Here are some things they found:
Response times on the service also varied by a factor of twenty depending on the time of day the services were accessed, she said.The response times collated in Sydney were tested against measurement instruments loaded onto the cloud platform to isolate whether delays were attributable to the service itself or the latency involved with accessing US-based data centres from Australia.
and
None of the platforms have the kind of monitoring required to have a reasonable conversation about performance," she said. "They provide some level of monitoring, but what little there is caters for developers, not business users. And while Amazon provides a dashboard of how much it is costing you so far, for example, there is nothing in terms of forecasts about what it will cost you in the future.
08 September 2008
Cloud computing
Cloudonomics Law #1: Utility services cost less even though they cost more. An on-demand service provider typically charges a utility premium — a higher cost per unit time for a resource than if it were owned, financed or leased. However, although utilities cost more when they are used, they cost nothing when they are not. Consequently, customers save money by replacing fixed infrastructure with clouds when workloads are spiky, specifically when the peak-to-average ratio is greater than the utility premium.
Cloudonomics Law #2: On-demand trumps forecasting. The ability to rapidly provision capacity means that any unexpected demand can be serviced, and the revenue associated with it captured. The ability to rapidly de-provision capacity means that companies don’t need to pay good money for non-productive assets.
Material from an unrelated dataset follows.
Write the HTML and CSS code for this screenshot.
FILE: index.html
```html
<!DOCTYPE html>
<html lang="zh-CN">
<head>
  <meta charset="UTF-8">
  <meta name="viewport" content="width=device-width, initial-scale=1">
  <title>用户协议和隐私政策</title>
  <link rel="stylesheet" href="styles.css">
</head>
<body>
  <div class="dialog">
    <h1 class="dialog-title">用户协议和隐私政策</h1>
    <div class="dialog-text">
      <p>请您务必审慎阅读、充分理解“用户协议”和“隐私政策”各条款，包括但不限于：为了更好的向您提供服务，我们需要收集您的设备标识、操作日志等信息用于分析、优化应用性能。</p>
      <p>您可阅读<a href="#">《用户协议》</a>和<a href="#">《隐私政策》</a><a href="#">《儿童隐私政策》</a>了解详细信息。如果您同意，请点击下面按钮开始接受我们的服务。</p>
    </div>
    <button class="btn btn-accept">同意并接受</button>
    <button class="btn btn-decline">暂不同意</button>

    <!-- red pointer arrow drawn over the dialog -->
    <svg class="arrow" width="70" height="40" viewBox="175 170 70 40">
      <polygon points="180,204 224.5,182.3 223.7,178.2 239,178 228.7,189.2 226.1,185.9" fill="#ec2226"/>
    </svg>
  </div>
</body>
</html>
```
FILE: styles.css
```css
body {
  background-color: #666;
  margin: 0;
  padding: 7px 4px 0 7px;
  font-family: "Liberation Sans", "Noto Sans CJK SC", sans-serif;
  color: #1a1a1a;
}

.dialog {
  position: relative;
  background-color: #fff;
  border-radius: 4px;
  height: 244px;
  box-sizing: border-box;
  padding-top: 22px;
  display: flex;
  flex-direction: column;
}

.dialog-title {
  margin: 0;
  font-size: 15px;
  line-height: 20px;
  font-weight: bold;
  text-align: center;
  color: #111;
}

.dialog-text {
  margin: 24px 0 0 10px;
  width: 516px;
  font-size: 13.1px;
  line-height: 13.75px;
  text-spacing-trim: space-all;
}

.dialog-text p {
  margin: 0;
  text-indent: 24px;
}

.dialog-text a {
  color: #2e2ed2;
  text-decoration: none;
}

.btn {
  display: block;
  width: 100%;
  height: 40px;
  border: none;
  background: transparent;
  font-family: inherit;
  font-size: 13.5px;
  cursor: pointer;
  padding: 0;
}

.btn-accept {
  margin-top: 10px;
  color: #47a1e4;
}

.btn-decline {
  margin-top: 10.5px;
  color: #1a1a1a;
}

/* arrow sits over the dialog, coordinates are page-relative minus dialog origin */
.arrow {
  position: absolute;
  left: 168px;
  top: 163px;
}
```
Forecasting is often wrong, especially for black swans, so the ability to react instantaneously means higher revenues, and lower costs.
Cloudonomics Law #3: The peak of the sum is never greater than the sum of the peaks. Enterprises deploy capacity to handle their peak demands – a tax firm worries about April 15th, a retailer about Black Friday, an online sports broadcaster about Super Sunday. Under this strategy, the total capacity deployed is the sum of these individual peaks. However, since clouds can reallocate resources across many enterprises with different peak periods, a cloud needs to deploy less capacity.
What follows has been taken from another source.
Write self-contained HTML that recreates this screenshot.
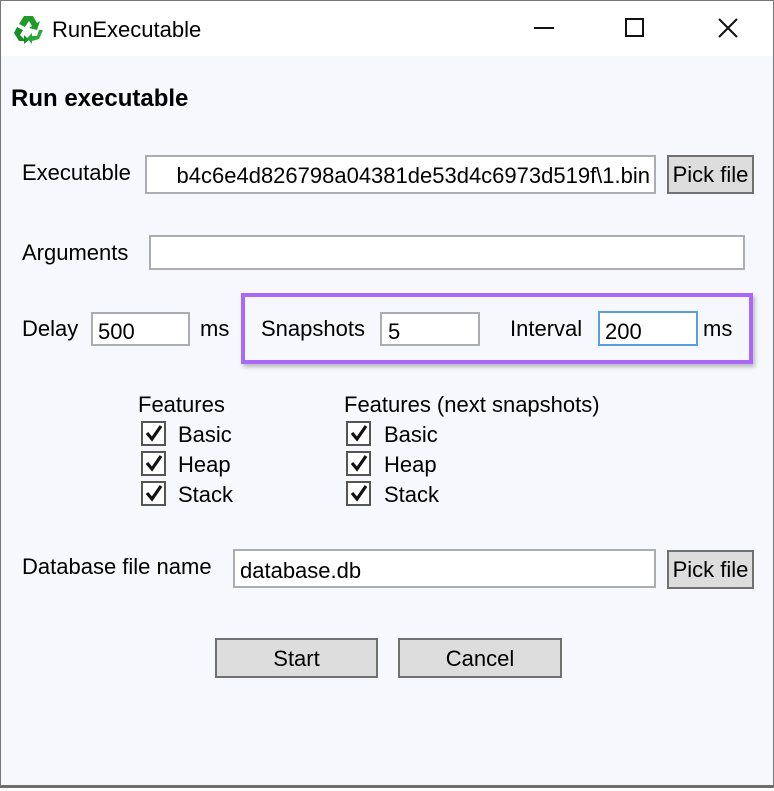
<!DOCTYPE html>
<html><head><meta charset="utf-8"><style>
*{box-sizing:border-box;margin:0;padding:0}
body{width:774px;height:791px;background:#fff;position:relative;overflow:hidden;font-family:"Liberation Sans",sans-serif;color:#000}
.a{position:absolute;white-space:nowrap}
.t{font-size:22px;line-height:26px}
.box{position:absolute;background:#fff;border:2px solid #abadb3}
.btn{position:absolute;background:#dddddd;border:2px solid #707070;font-size:22px;text-align:center}
.cb{position:absolute;width:25px;height:25px;border:2px solid #555;background:#fff}
</style></head><body>
<div class="a" style="left:0;top:0;width:774px;height:788px;border:1px solid #777;border-bottom:3px solid #6e6e6e;background:#f7f8fd"></div>
<div class="a" style="left:1px;top:1px;width:772px;height:55px;background:#fff"></div>
<svg class="a" style="left:13px;top:13px" width="32" height="32" viewBox="0 0 32 32">
<path d="M11 3 L20 3 L24 10 L27 8 L24 17 L16 15 L19 13 L16 8 L12 14 L6 11 Z" fill="#1f9a2b"/>
<path d="M4 14 L10 17 L7 22 L11 26 L11 22 L16 27 L11 31 L11 28 L6 28 L1 20 Z" fill="#159022"/>
<path d="M30 17 L26 26 L19 28 L19 31 L14 25 L19 20 L19 23 L24 23 L26 17 Z" fill="#27a837"/>
</svg>
<div class="a" style="left:52px;top:17px;font-size:22px">RunExecutable</div>
<div class="a" style="left:534px;top:27px;width:20px;height:2px;background:#111"></div>
<div class="a" style="left:625px;top:18px;width:19px;height:19px;border:2px solid #111"></div>
<svg class="a" style="left:718px;top:18px" width="20" height="20"><path d="M1 1L19 19M19 1L1 19" stroke="#111" stroke-width="2"/></svg>

<div class="a" style="left:11px;top:85px;font-size:24px;font-weight:bold">Run executable</div>

<div class="a t" style="left:22px;top:160px">Executable</div>
<div class="box t" style="left:145px;top:155px;width:511px;height:39px;overflow:hidden"><span style="position:absolute;right:4px;top:6px">b4c6e4d826798a04381de53d4c6973d519f\1.bin</span></div>
<div class="btn" style="left:667px;top:155px;width:87px;height:39px;line-height:36px">Pick file</div>

<div class="a t" style="left:22px;top:240px">Arguments</div>
<div class="box" style="left:149px;top:235px;width:596px;height:35px"></div>

<div class="a t" style="left:22px;top:316px">Delay</div>
<div class="box t" style="left:91px;top:312px;width:99px;height:34px;padding:5px 0 0 5px">500</div>
<div class="a t" style="left:200px;top:316px">ms</div>

<div class="a" style="left:241px;top:293px;width:512px;height:71px;border:4px solid #a968f7;box-shadow:2px 3px 4px rgba(0,0,0,.25)"></div>
<div class="a t" style="left:261px;top:316px">Snapshots</div>
<div class="box t" style="left:380px;top:312px;width:100px;height:34px;padding:5px 0 0 6px">5</div>
<div class="a t" style="left:510px;top:316px">Interval</div>
<div class="box t" style="left:598px;top:311px;width:100px;height:35px;padding:6px 0 0 5px;border-color:#5a9ee0">200</div>
<div class="a t" style="left:703px;top:316px">ms</div>

<div class="a t" style="left:138px;top:392px">Features</div>
<div class="a t" style="left:344px;top:392px">Features (next snapshots)</div>

<div class="cb" style="left:141px;top:421px"></div><div class="cb" style="left:141px;top:451px"></div><div class="cb" style="left:141px;top:481px"></div>
<div class="cb" style="left:346px;top:421px"></div><div class="cb" style="left:346px;top:451px"></div><div class="cb" style="left:346px;top:481px"></div>
<svg class="a" style="left:0;top:0" width="774" height="791">
<g fill="none" stroke="#111" stroke-width="3.2">
<path d="M147 433l5 6l9-13"/><path d="M147 463l5 6l9-13"/><path d="M147 493l5 6l9-13"/>
<path d="M352 433l5 6l9-13"/><path d="M352 463l5 6l9-13"/><path d="M352 493l5 6l9-13"/>
</g></svg>
<div class="a t" style="left:178px;top:422px">Basic</div>
<div class="a t" style="left:178px;top:452px">Heap</div>
<div class="a t" style="left:178px;top:482px">Stack</div>
<div class="a t" style="left:384px;top:422px">Basic</div>
<div class="a t" style="left:384px;top:452px">Heap</div>
<div class="a t" style="left:384px;top:482px">Stack</div>

<div class="a t" style="left:22px;top:554px">Database file name</div>
<div class="box t" style="left:233px;top:549px;width:423px;height:39px;padding:7px 0 0 5px">database.db</div>
<div class="btn" style="left:667px;top:550px;width:87px;height:39px;line-height:36px">Pick file</div>

<div class="btn" style="left:215px;top:638px;width:163px;height:40px;line-height:38px">Start</div>
<div class="btn" style="left:398px;top:638px;width:164px;height:40px;line-height:38px">Cancel</div>
</body></html>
Cloudonomics Law #4: Aggregate demand is smoother than individual. Aggregating demand from multiple customers tends to smooth out variation. Specifically, the “coefficient of variation” of a sum of random variables is always less than or equal to that of any of the individual variables. Therefore, clouds get higher utilization, enabling better economics.
Cloudonomics Law #5: Average unit costs are reduced by distributing fixed costs over more units of output. While large enterprises benefit from economies of scale, larger cloud service providers can benefit from even greater economies of scale, such as volume purchasing, network bandwidth, operations, administration and maintenance tooling.
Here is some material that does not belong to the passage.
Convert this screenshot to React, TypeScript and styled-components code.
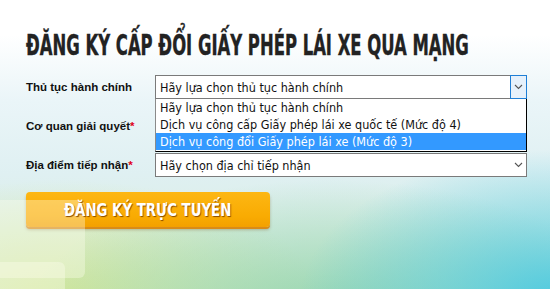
import React from 'react';
import styled, { createGlobalStyle } from 'styled-components';

const GlobalStyle = createGlobalStyle`
    html, body {
        margin: 0;
        padding: 0;
    }
    * {
        box-sizing: border-box;
    }
`;

const Page = styled.main`
    position: relative;
    width: 550px;
    height: 289px;
    overflow: hidden;
    padding: 30px 23px 0 26px;
    font-family: 'Liberation Sans', Arial, sans-serif;
    background:
        radial-gradient(ellipse 260px 150px at 560px 300px, rgba(70, 200, 225, 0.95), rgba(70, 200, 225, 0) 100%),
        radial-gradient(ellipse 300px 130px at 330px 310px, rgba(140, 210, 170, 0.85), rgba(140, 210, 170, 0) 100%),
        radial-gradient(ellipse 260px 120px at 60px 300px, rgba(210, 230, 150, 0.95), rgba(210, 230, 150, 0) 100%),
        linear-gradient(180deg, #ffffff 0%, #ffffff 12%, #eaf5f8 35%, #dff0f2 60%, #d7ecd8 100%);
`;

const Bokeh = styled.span<{ $w: number; $h: number; $x: number; $y: number }>`
    position: absolute;
    left: ${(p) => p.$x}px;
    top: ${(p) => p.$y}px;
    width: ${(p) => p.$w}px;
    height: ${(p) => p.$h}px;
    border-radius: 6px;
    background: rgba(255, 255, 240, 0.35);
`;

const Title = styled.h1`
    margin: 0 0 14px;
    height: 31px;
    font-family: 'DejaVu Sans Condensed', 'DejaVu Sans', sans-serif;
    font-stretch: condensed;
    font-weight: 700;
    font-size: 29px;
    line-height: 31px;
    color: #222;
    white-space: nowrap;
    -webkit-text-stroke: 0.4px #222;
`;

/* the original uses a narrow display face; squeeze the condensed one to fit */
const Squeeze = styled.span<{ $x: number }>`
    display: inline-block;
    transform-origin: left center;
    transform: scaleX(${(p) => p.$x});
`;

const Form = styled.div`
    position: relative;
    z-index: 1;
    display: grid;
    grid-template-columns: 129px 372px;
    row-gap: 15px;
    align-items: center;
`;

const Label = styled.label`
    font-family: 'Liberation Sans', Arial, sans-serif;
    font-weight: 700;
    font-size: 11.5px;
    color: #111;
    white-space: nowrap;

    span {
        color: #e0001b;
    }
`;

const Field = styled.div`
    position: relative;
`;

const SelectBox = styled.div`
    display: flex;
    align-items: center;
    height: 24px;
    background: #fff;
    border: 1px solid #7a7a7a;
    font-family: 'DejaVu Sans Condensed', 'DejaVu Sans', sans-serif;
    font-stretch: condensed;
    font-size: 12.5px;
    color: #111;
`;

const SelectText = styled.div`
    flex: 1;
    padding-left: 4px;
    white-space: nowrap;
`;

const Arrow = styled.div<{ $focused?: boolean }>`
    width: 17px;
    height: 24px;
    margin: -1px -1px -1px 0;
    display: flex;
    align-items: center;
    justify-content: center;
    border: 1px solid ${(p) => (p.$focused ? '#1f7fd6' : 'transparent')};
    background: ${(p) => (p.$focused ? '#e6f1fb' : 'transparent')};
`;

const DropList = styled.ul`
    position: absolute;
    left: 0;
    right: 0;
    top: 24px;
    margin: 0;
    padding: 0 0 1px;
    list-style: none;
    background: #fff;
    border-left: 1px solid #8a8a8a;
    border-right: 1px solid #000;
    border-bottom: 1px solid #000;
    z-index: 5;
    font-family: 'DejaVu Sans Condensed', 'DejaVu Sans', sans-serif;
    font-stretch: condensed;
    font-size: 12.5px;
`;

const Option = styled.li<{ $selected?: boolean }>`
    height: 17px;
    line-height: 17px;
    padding-left: 4px;
    white-space: nowrap;
    color: ${(p) => (p.$selected ? '#fff' : '#111')};
    background: ${(p) => (p.$selected ? '#3399ff' : '#fff')};
`;

const Button = styled.button`
    display: flex;
    align-items: center;
    justify-content: center;
    margin-top: 15px;
    padding: 0;
    width: 244px;
    height: 35px;
    border: 0;
    border-radius: 4px;
    background: linear-gradient(180deg, #fdb713 0%, #f9ab02 70%, #f3a000 100%);
    box-shadow: 0 2px 0 #d88b19, 0 3px 3px rgba(120, 80, 20, 0.35);
    font-family: 'DejaVu Sans Condensed', 'DejaVu Sans', sans-serif;
    font-stretch: condensed;
    font-weight: 700;
    font-size: 18.5px;
    color: #fff;
    text-shadow: 1px 1px 1px #8a4b00;
    cursor: pointer;

    ${Squeeze} {
        transform-origin: center;
    }
`;

const Chevron = () => (
    <svg width="9" height="6" viewBox="0 0 9 6">
        <path d="M1 1 L4.5 4.5 L8 1" fill="none" stroke="#555" strokeWidth="1.1" />
    </svg>
);

const options = [
    'Hãy lựa chọn thủ tục hành chính',
    'Dịch vụ công cấp Giấy phép lái xe quốc tế (Mức độ 4)',
    'Dịch vụ công đổi Giấy phép lái xe (Mức độ 3)',
];

function App() {
    return (
        <Page>
            <GlobalStyle />
            <Bokeh $x={-10} $y={200} $w={95} $h={78} />
            <Bokeh $x={-15} $y={262} $w={80} $h={40} />
            <Title>
                <Squeeze $x={0.63}>ĐĂNG KÝ CẤP ĐỔI GIẤY PHÉP LÁI XE QUA MẠNG</Squeeze>
            </Title>
            <Form>
                <Label>Thủ tục hành chính</Label>
                <Field>
                    <SelectBox>
                        <SelectText>{options[0]}</SelectText>
                        <Arrow $focused>
                            <Chevron />
                        </Arrow>
                    </SelectBox>
                    <DropList>
                        {options.map((o, i) => (
                            <Option key={o} $selected={i === 2}>
                                {o}
                            </Option>
                        ))}
                    </DropList>
                </Field>

                <Label>
                    Cơ quan giải quyết<span>*</span>
                </Label>
                <Field>
                    <SelectBox>
                        <SelectText />
                        <Arrow>
                            <Chevron />
                        </Arrow>
                    </SelectBox>
                </Field>

                <Label>
                    Địa điểm tiếp nhận<span>*</span>
                </Label>
                <Field>
                    <SelectBox>
                        <SelectText>Hãy chọn địa chỉ tiếp nhận</SelectText>
                        <Arrow>
                            <Chevron />
                        </Arrow>
                    </SelectBox>
                </Field>
            </Form>
            <Button>
                <Squeeze $x={0.8}>ĐĂNG KÝ TRỰC TUYẾN</Squeeze>
            </Button>
        </Page>
    );
}

export default App;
Cloudonomics Law #6: Superiority in numbers is the most important factor in the result of a combat (Clausewitz). The classic military strategist Carl von Clausewitz argued that, above all, numerical superiority was key to winning battles. In the cloud theater, battles are waged between botnets and DDoS defenses. A botnet of 100,000 servers, each with a megabit per second of uplink bandwidth, can launch 100 gigabits per second of attack bandwidth. An enterprise IT shop would be overwhelmed by such an attack, whereas a large cloud service provider — especially one that is also an integrated network service provider — has the scale to repel it.
Cloudonomics Law #7: Space-time is a continuum (Einstein/Minkowski) A real-time enterprise derives competitive advantage from responding to changing business conditions and opportunities faster than the competition. Often, decision-making depends on computing, e.g., business intelligence, risk analysis, portfolio optimization and so forth. Assuming that the compute job is amenable to parallel processing, such computing tasks can often trade off space and time, for example a batch job may run on one server for a thousand hours, or a thousand servers for one hour, and a query on Google is fast because its processing is divided among numerous CPUs. Since an ideal cloud provides effectively unbounded on-demand scalability, for the same cost, a business can accelerate its decision-making.
Cloudonomics Law #8: Dispersion is the inverse square of latency. Reduced latency — the delay between making a request and getting a response — is increasingly essential to delivering a range of services, among them rich Internet applications, online gaming, remote virtualized desktops, and interactive collaboration such as video conferencing. However, to cut latency in half requires not twice as many nodes, but four times. For example, growing from one service node to dozens can cut global latency (e.g., New York to Hong Kong) from 150 milliseconds to below 20. However, shaving the next 15 milliseconds requires a thousand more nodes. There is thus a natural sweet spot for dispersion aimed at latency reduction, that of a few dozen nodes — more than an enterprise would want to deploy, especially given the lower utilization described above.
Cloudonomics Law #9: Don’t put all your eggs in one basket. The reliability of a system with n redundant components, each with reliability r, is 1-(1-r)n. So if the reliability of a single data center is 99 percent, two data centers provide four nines (99.99 percent) and three data centers provide six nines (99.9999 percent). While no finite quantity of data centers will ever provide 100 percent reliability, we can come very close to an extremely high reliability architecture with only a few data centers. If a cloud provider wants to provide high availability services globally for latency-sensitive applications, there must be a few data centers in each region.
Cloudonomics Law #10: An object at rest tends to stay at rest (Newton). A data center is a very, very large object. While theoretically, any company can site data centers in globally optimal locations that are located on a core network backbone with cheap access to power, cooling and acreage, few do. Instead, they remain in locations for reasons such as where the company or an acquired unit was founded, or where they got a good deal on distressed but conditioned space. A cloud service provider can locate greenfield sites optimally.